Rows from a dataset of pages and code:

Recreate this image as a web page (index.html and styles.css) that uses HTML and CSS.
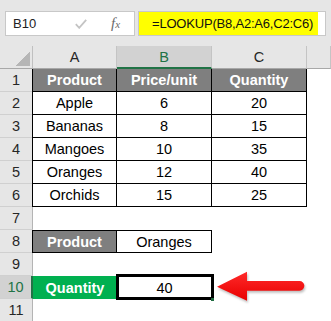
FILE: index.html
```html
<!DOCTYPE html>
<html>
<head>
<meta charset="utf-8">
<link rel="stylesheet" href="styles.css">
</head>
<body>
<div class="app">
  <div class="fbar">
    <div class="namebox">
      <span class="ref">B10</span>
      <svg class="check" width="12" height="10" viewBox="0 0 12 10"><polyline points="0.8,5.2 4.2,8.8 11.2,0.8" fill="none" stroke="#c4c4c4" stroke-width="1.8"/></svg>
      <span class="fx"><i>f</i><i class="x">x</i></span>
    </div>
    <div class="finput"><span class="formula">=LOOKUP(B8,A2:A6,C2:C6)</span></div>
  </div>
  <div class="sheet">
    <div class="corner"></div>
    <div class="ch">A</div><div class="ch csel">B</div><div class="ch">C</div><div class="ch"></div>

    <div class="rh">1</div><div class="c hd first">Product</div><div class="c hd">Price/unit</div><div class="c hd">Quantity</div><div class="e"></div>
    <div class="rh">2</div><div class="c first">Apple</div><div class="c">6</div><div class="c">20</div><div class="e"></div>
    <div class="rh">3</div><div class="c first">Bananas</div><div class="c">8</div><div class="c">15</div><div class="e"></div>
    <div class="rh">4</div><div class="c first">Mangoes</div><div class="c">10</div><div class="c">35</div><div class="e"></div>
    <div class="rh">5</div><div class="c first">Oranges</div><div class="c">12</div><div class="c">40</div><div class="e"></div>
    <div class="rh">6</div><div class="c first">Orchids</div><div class="c">15</div><div class="c">25</div><div class="e"></div>
    <div class="rh">7</div><div class="e"></div><div class="e"></div><div class="e"></div><div class="e"></div>
    <div class="rh">8</div><div class="c hd first top">Product</div><div class="c top">Oranges</div><div class="e"></div><div class="e"></div>
    <div class="rh">9</div><div class="e"></div><div class="e"></div><div class="e"></div><div class="e"></div>
    <div class="rh rsel">10</div><div class="c green">Quantity</div><div class="c active">40</div><div class="e"></div><div class="e"></div>
    <div class="rh">11</div><div class="e"></div><div class="e"></div><div class="e"></div><div class="e"></div>
  </div>
  <svg class="arrow" width="100" height="42" viewBox="0 0 100 42">
    <defs>
      <linearGradient id="rg" x1="0" y1="0" x2="0" y2="1">
        <stop offset="0" stop-color="#ff2a2a"/>
        <stop offset="1" stop-color="#e80000"/>
      </linearGradient>
    </defs>
    <path d="M7,20.7 L37,5.7 L37,15 L89.5,15 A4.85,4.85 0 0 1 89.5,24.7 L37,24.7 L37,34.7 Z" fill="url(#rg)"/>
  </svg>
</div>
</body>
</html>
```

FILE: styles.css
```css
html, body {
  margin: 0;
  padding: 0;
  background: #ffffff;
}

.app {
  position: relative;
  width: 331px;
  height: 321px;
  overflow: hidden;
  font-family: "Liberation Sans", Arial, sans-serif;
}

.fbar {
  height: 46px;
  box-sizing: border-box;
  padding-top: 11px;
  background: #e6e6e6;
  display: flex;
  align-items: flex-start;
}

.namebox {
  margin-left: 5px;
  width: 130px;
  height: 25px;
  box-sizing: border-box;
  border: 1px solid #c8c8c8;
  background: #ffffff;
  display: flex;
  align-items: center;
}

.ref {
  margin-left: 7px;
  font-size: 13px;
  color: #222222;
  width: 25px;
}

.check {
  margin-left: 37px;
  margin-top: 1px;
}

.fx {
  margin-left: 24px;
  font-family: "Liberation Serif", "Times New Roman", serif;
  color: #6a6a6a;
  font-size: 15px;
  line-height: 1;
}

.fx .x {
  font-size: 11px;
}

.finput {
  margin-left: 3px;
  width: 188px;
  height: 25px;
  box-sizing: border-box;
  border: 1px solid #c8c8c8;
  background: #ffffff;
  display: flex;
}

.formula {
  width: 179px;
  height: 100%;
  box-sizing: border-box;
  background: #ffff00;
  padding-left: 13px;
  font-size: 13px;
  letter-spacing: -0.2px;
  color: #111111;
  display: flex;
  align-items: center;
}

.sheet {
  display: grid;
  grid-template-columns: 33px 84px 95px 95px 24px;
  grid-template-rows: repeat(12, 23px);
  font-size: 14.5px;
  color: #000000;
}

.corner {
  background: #e6e6e6 linear-gradient(to bottom right, transparent 50%, #b6b6b6 50%) 15px 6px / 15px 14px no-repeat;
  border-right: 1px solid #c0c0c0;
  border-bottom: 1px solid #a8a8a8;
}

.ch {
  background: #e6e6e6;
  border-right: 1px solid #c4c4c4;
  border-bottom: 1px solid #a8a8a8;
  display: flex;
  align-items: center;
  justify-content: center;
  font-size: 14.5px;
  color: #262626;
}

.ch.csel {
  background: #d2d2d2;
  color: #217346;
  border-bottom: 2px solid #217346;
}

.rh {
  background: #e6e6e6;
  border-right: 1px solid #b4b4b4;
  border-bottom: 1px solid #d0d0d0;
  display: flex;
  align-items: center;
  justify-content: center;
  font-size: 14.5px;
  color: #262626;
}

.rh.rsel {
  background: #d2d2d2;
  color: #217346;
  border-right: 2px solid #217346;
}

.c {
  box-sizing: border-box;
  border-right: 1px solid #000000;
  border-bottom: 1px solid #000000;
  display: flex;
  align-items: center;
  justify-content: center;
  background: #ffffff;
}

.c.first {
  box-shadow: -1px 0 0 #000000;
}

.c.top {
  border-top: 1px solid #000000;
}

.c.hd {
  background: #7f7f7f;
  color: #ffffff;
  font-weight: bold;
}

.c.green {
  background: #00b050;
  color: #ffffff;
  font-weight: bold;
  border: none;
}

.c.active {
  position: relative;
  border: none;
}

.c.active::before {
  content: "";
  position: absolute;
  left: -1px;
  top: -2px;
  right: -2px;
  bottom: -1px;
  border: 3px solid #000000;
}

.c.active::after {
  content: "";
  position: absolute;
  right: -2px;
  bottom: -2px;
  width: 3px;
  height: 3px;
  background: #1e6b40;
}

.e {
  background: #ffffff;
}

.arrow {
  position: absolute;
  left: 210px;
  top: 266px;
  filter: drop-shadow(1px 2px 1px rgba(0, 0, 0, 0.25));
}
```
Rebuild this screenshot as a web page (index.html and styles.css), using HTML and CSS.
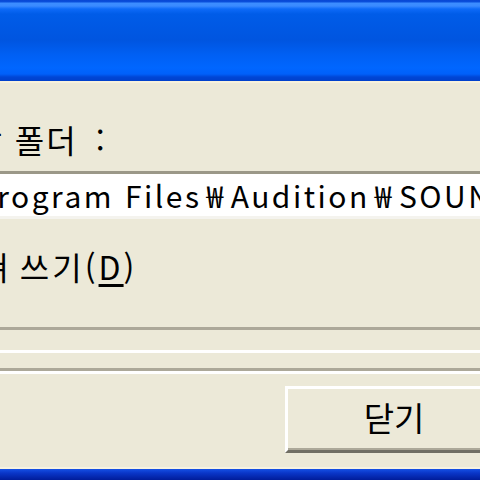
FILE: index.html
```html
<!DOCTYPE html>
<html lang='ko'>
<head>
  <meta charset='UTF-8'>
  <title>저장</title>
  <link rel="stylesheet" href="styles.css">
</head>
<body>

<div class='window'>
  <div class='titlebar'></div>

  <div class='client'>
    <div class='group'>
      <div class='field-label'>저장 폴더<span class='colon'>:</span></div>
      <div class='path-field'>C:<span class='sep'>₩</span>Program Files<span class='sep'>₩</span>Audition<span class='sep'>₩</span>SOUNDS</div>
      <label class='check-row'>
        <span class='check-box'></span>
        <span>겹쳐 쓰기(<u>D</u>)</span>
      </label>
    </div>

    <div class='status-bar'></div>

    <div class='actions'>
      <button class='xp-btn'>닫기</button>
    </div>
  </div>

  <div class='frame-bottom'></div>
</div>

</body>
</html>
```

FILE: styles.css
```css
* {
  margin: 0;
  padding: 0;
  box-sizing: border-box;
}

body {
  font-family: 'Noto Sans CJK KR', 'Noto Sans', sans-serif;
  background-color: #ECE9D8; /* XP dialog face */
  color: #000;
  overflow: hidden;
}

.window {
  width: 480px;
  height: 480px;
  display: flex;
  flex-direction: column;
  overflow: hidden;
}

/* Luna title bar */
.titlebar {
  height: 83px;
  flex-shrink: 0;
  background: linear-gradient(to bottom,
    #0846d4 0px, #0a4fdc 2px, #3d8eff 3px, #3a8aff 6px,
    #0d6af8 9px, #005ce8 14px, #0055e0 40px, #0060f4 55px,
    #0066ff 68px, #0060fa 74px, #0046d6 77px, #003cc6 83px);
  border-bottom: 2px solid #f7f1dc;
}

/* the dialog is wider than the crop, so it starts left of the view */
.client {
  flex: 1;
  width: 660px;
  margin-left: -140px;
  padding: 36px 20px 0 0;
  display: flex;
  flex-direction: column;
}

.group {
  padding-bottom: 41px;
  border-bottom: 3px solid #aca899;
}

.field-label {
  font-size: 32px;
  line-height: 40px;
  letter-spacing: 2px;
  padding-left: 81px;
}

.colon {
  margin-left: 18px;
}

.path-field {
  margin: 12px 0 0 46px;
  height: 48px;
  padding-left: 8px;
  background-color: #fff;
  border-top: 3px solid #9b9888;
  border-bottom: 3px solid #f4f3ee;
  font-size: 30px;
  line-height: 42px;
  letter-spacing: 2.5px;
  white-space: nowrap;
}

.sep {
  padding: 0 5px;
}

.check-row {
  display: flex;
  align-items: center;
  gap: 9px;
  margin: 27px 0 0 43px;
  font-size: 32px;
  line-height: 40px;
  letter-spacing: 3px;
  word-spacing: -4px;
}

.check-box {
  width: 35px;
  height: 35px;
  border: 3px solid #1c5180;
  background-color: #fff;
}

.check-row u {
  text-underline-offset: 4px;
}

.status-bar {
  margin-top: 20px;
  height: 21px;
  border-top: 3px solid #fff;
  border-bottom: 3px solid #aca899;
  box-shadow: 0 3px 0 #fff;
}

.actions {
  display: flex;
  justify-content: flex-end;
  margin-top: 15px;
}

.xp-btn {
  width: 215px;
  height: 67px;
  background-color: #ECE9D8;
  border: none;
  border-top: 3px solid #fff;
  border-left: 3px solid #fff;
  border-bottom: 3px solid #716f64;
  box-shadow: inset 0 -2px 0 #aca899;
  font-family: inherit;
  font-size: 33px;
  line-height: 40px;
  padding: 0 0 6px 0;
  color: #000;
}

.frame-bottom {
  height: 13px;
  flex-shrink: 0;
  background: linear-gradient(to bottom, #1550e6, #0a36c8 4px, #001c9a);
  border-top: 2px solid #f6f2e2;
}
```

TO BE DONE
Count up every line above that has the word "styles" in it; answer with the number alone.

TASK SOLUTION
6